Ryanair freezes out UK investors to keep flying in EU post-Brexit

Ryanair said last year it will take steps to ensure it “will remain majority EU owned and controlled following Brexit." Photo: Getty Images
Ryanair said last year it will take steps to ensure it “will remain majority EU owned and controlled following Brexit." Photo: Getty Images

British shareholders in Ryanair (RYA.L) will lose their voting rights and Britons will no longer be allowed to buy new shares as of 1 January, when the UK will formally cease to be a member state of the EU, so that the airline can retain full licensing and flight rights in the bloc.

However, UK nationals will not be required to sell any ordinary shares which they owned prior to 1 January.

The company had decided in March 2019 that it will take steps to ensure it “will remain majority EU owned and controlled following Brexit. This is necessary to ensure continued compliance with the airline ownership and control requirements of EU Regulation 1008/2008,” it explained.
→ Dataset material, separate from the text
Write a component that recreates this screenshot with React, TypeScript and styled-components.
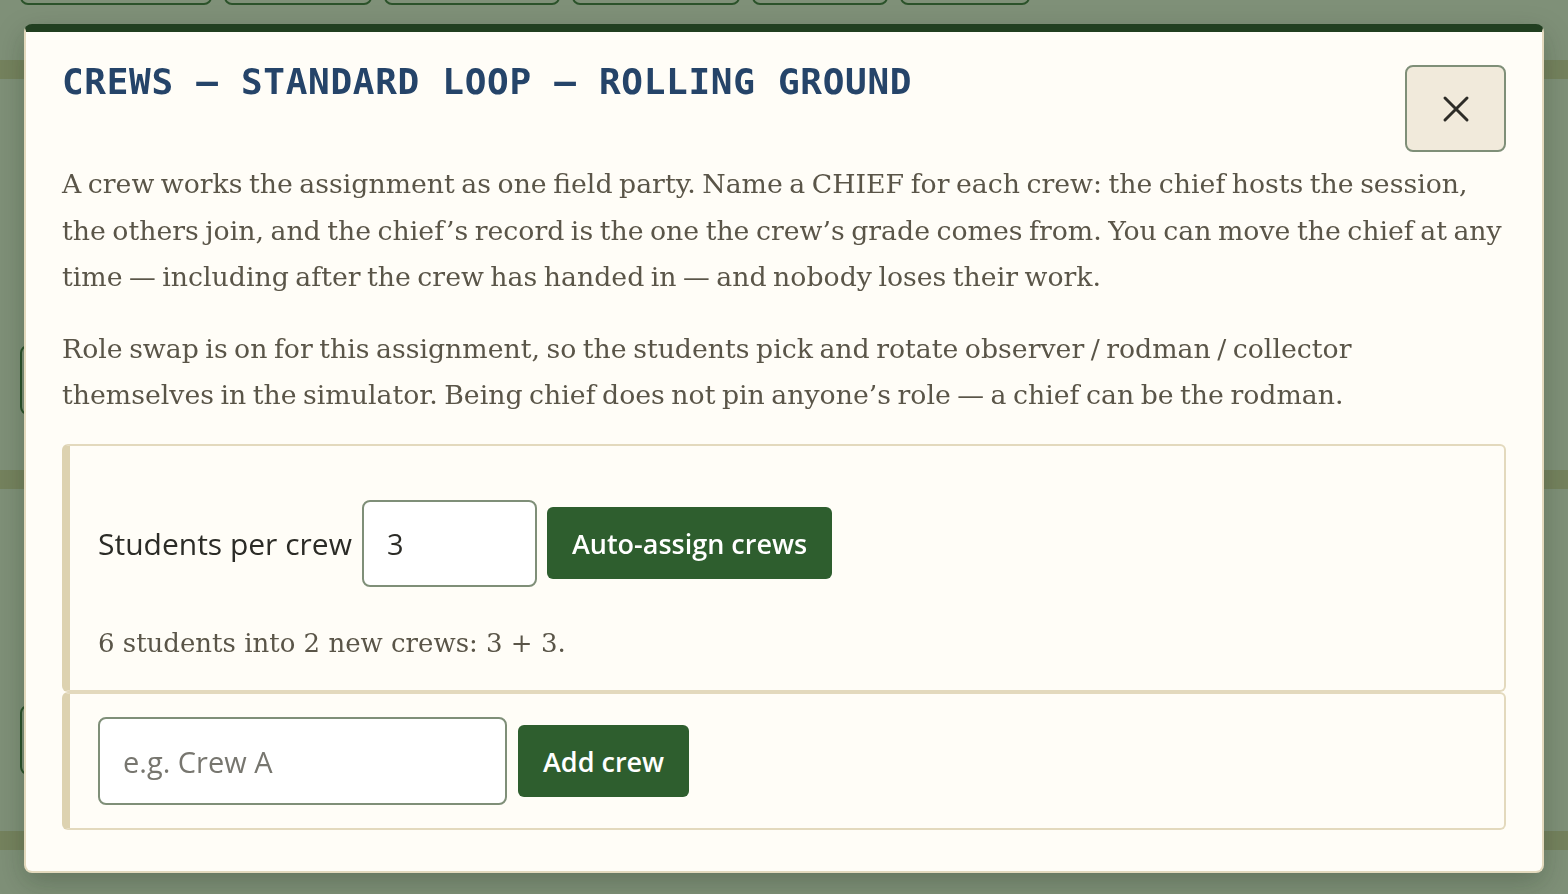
import React from "react";
import styled, { createGlobalStyle } from "styled-components";

const GlobalStyle = createGlobalStyle`
  html, body {
    margin: 0;
    padding: 0;
    height: 100%;
  }
  body {
    background: #f5f1e6;
    overflow: hidden;
    font-family: "DejaVu Serif", serif;
  }
`;

const serif = `"DejaVu Serif", "Liberation Serif", serif`;
const sans = `"Open Sans", "Noto Sans", "DejaVu Sans", sans-serif`;
const mono = `"DejaVu Sans Mono", "Liberation Mono", monospace`;

/* ---------- page underneath the dialog ---------- */

const tabWidths = [192, 148, 176, 168, 136, 130];

const Page = styled.div`
  margin-top: -40px;
  display: flex;
  flex-direction: column;
`;

const TabRow = styled.nav`
  display: flex;
  gap: 12px;
  padding-left: 20px;
`;

const Tab = styled.div<{ w: number }>`
  width: ${props => props.w}px;
  height: 45px;
  box-sizing: border-box;
  border: 2px solid #2e5e2e;
  border-radius: 8px;
  background: #f5f1e6;
`;

const Band = styled.div<{ top: number }>`
  margin-top: ${props => props.top}px;
  height: 19px;
  background: #ddcfa8;
`;

const Block = styled.section<{ h: number; pad: number }>`
  height: ${props => props.h}px;
  box-sizing: border-box;
  padding: ${props => props.pad}px 20px 0;
`;

const GhostButton = styled.div`
  width: 220px;
  height: 70px;
  box-sizing: border-box;
  border: 2px solid #2e5e2e;
  border-radius: 8px;
`;

/* ---------- dialog ---------- */

const Overlay = styled.div`
  position: fixed;
  inset: 0;
  background: rgba(42, 74, 40, 0.58);
  display: flex;
  justify-content: center;
  align-items: flex-start;
  padding-top: 24px;
`;

const Modal = styled.div`
  width: 1520px;
  box-sizing: border-box;
  background: #fffdf7;
  border: 2px solid #e3d9bd;
  border-top: 8px solid #213f20;
  border-radius: 8px;
  padding: 33px 36px 41px;
  box-shadow: 0 10px 28px rgba(20, 35, 18, 0.25);
`;

const Header = styled.header`
  display: flex;
  justify-content: space-between;
  align-items: flex-start;
`;

const Title = styled.h2`
  margin: -4px 0 0;
  font-family: ${mono};
  font-weight: 700;
  font-size: 36px;
  letter-spacing: 0.7px;
  color: #254469;
`;

const CloseButton = styled.button`
  width: 101px;
  height: 87px;
  box-sizing: border-box;
  border: 2px solid #7f8f78;
  border-radius: 8px;
  background: #f1eadb;
  display: flex;
  align-items: center;
  justify-content: center;
  padding: 0;
  cursor: pointer;
`;

const Lede = styled.p`
  margin: 9px 0 25px;
  font-family: ${serif};
  font-size: 26.75px;
  word-spacing: -2px;
  line-height: 46.5px;
  color: #5a5548;

  & + & {
    margin-top: 0;
  }
`;

const Panel = styled.div<{ pad: string }>`
  border: 2px solid #e3d9bd;
  border-left: 8px solid #ddd2b0;
  border-radius: 6px;
  padding: ${props => props.pad};
`;

const Row = styled.div<{ gap: number }>`
  display: flex;
  align-items: center;
  gap: ${props => props.gap}px;
`;

const Label = styled.label`
  font-family: ${sans};
  font-size: 30px;
  color: #2b2b26;
`;

const Field = styled.input<{ w: number; h: number }>`
  width: ${props => props.w}px;
  height: ${props => props.h}px;
  box-sizing: border-box;
  border: 2px solid #7f8f78;
  border-radius: 8px;
  background: #ffffff;
  padding: 0 23px;
  font-family: ${sans};
  font-size: 29px;
  color: #2b2b26;
  outline: none;

  &::placeholder {
    color: #77766f;
  }
`;

const PrimaryButton = styled.button`
  height: 72px;
  padding: 0 25px;
  border: none;
  border-radius: 6px;
  background: #2e5e2e;
  color: #ffffff;
  font-family: ${sans};
  font-weight: 600;
  font-size: 27px;
  cursor: pointer;
`;

const Hint = styled.p`
  margin: 33px 0 0;
  font-family: ${serif};
  font-size: 26px;
  line-height: 46.5px;
  color: #5a5548;
`;

const CloseIcon = () => (
    <svg width="28" height="28" viewBox="0 0 28 28" fill="none">
        <path d="M3 3 L25 25 M25 3 L3 25" stroke="#2d2c27" strokeWidth="3" strokeLinecap="round" />
    </svg>
);

export default function App() {
    return (
        <>
            <GlobalStyle />
            <Page aria-hidden="true">
                <TabRow>
                    {tabWidths.map((w, i) => (
                        <Tab key={i} w={w} />
                    ))}
                </TabRow>
                <Band top={55} />
                <Block h={391} pad={266}>
                    <GhostButton />
                </Block>
                <Band top={0} />
                <Block h={342} pad={216}>
                    <GhostButton />
                </Block>
                <Band top={0} />
            </Page>

            <Overlay>
                <Modal role="dialog" aria-modal="true">
                    <Header>
                        <Title>CREWS — STANDARD LOOP — ROLLING GROUND</Title>
                        <CloseButton aria-label="Close">
                            <CloseIcon />
                        </CloseButton>
                    </Header>

                    <Lede>
                        A crew works the assignment as one field party. Name a CHIEF for each crew: the chief hosts
                        the session, the others join, and the chief’s record is the one the crew’s grade comes from.
                        You can move the chief at any time — including after the crew has handed in — and nobody
                        loses their work.
                    </Lede>
                    <Lede>
                        Role swap is on for this assignment, so the students pick and rotate observer / rodman /
                        collector themselves in the simulator. Being chief does not pin anyone’s role — a chief can
                        be the rodman.
                    </Lede>

                    <Panel pad="54px 36px 24px 28px">
                        <Row gap={10}>
                            <Label htmlFor="per-crew">Students per crew</Label>
                            <Field id="per-crew" w={175} h={87} defaultValue="3" />
                            <PrimaryButton>Auto-assign crews</PrimaryButton>
                        </Row>
                        <Hint>6 students into 2 new crews: 3 + 3.</Hint>
                    </Panel>
                    <Panel pad="23px 36px 23px 28px">
                        <Row gap={11}>
                            <Field w={409} h={88} placeholder="e.g. Crew A" />
                            <PrimaryButton>Add crew</PrimaryButton>
                        </Row>
                    </Panel>
                </Modal>
            </Overlay>
        </>
    );
}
As of 1 January, all ordinary shares and depositary shares held by or on behalf of non-EU nationals, including UK nationals, will be treated as "restricted shares," it said, and the holders of such shares “shall not be entitled to attend, speak or vote at any general meeting of the company.”

“These resolutions will remain in place until the Board of the Company determines that the ownership and control of the Company is no longer such that there is any risk to the airline licences held by the Company's subsidiaries pursuant to EU Regulation 1008/2008,” the airline said.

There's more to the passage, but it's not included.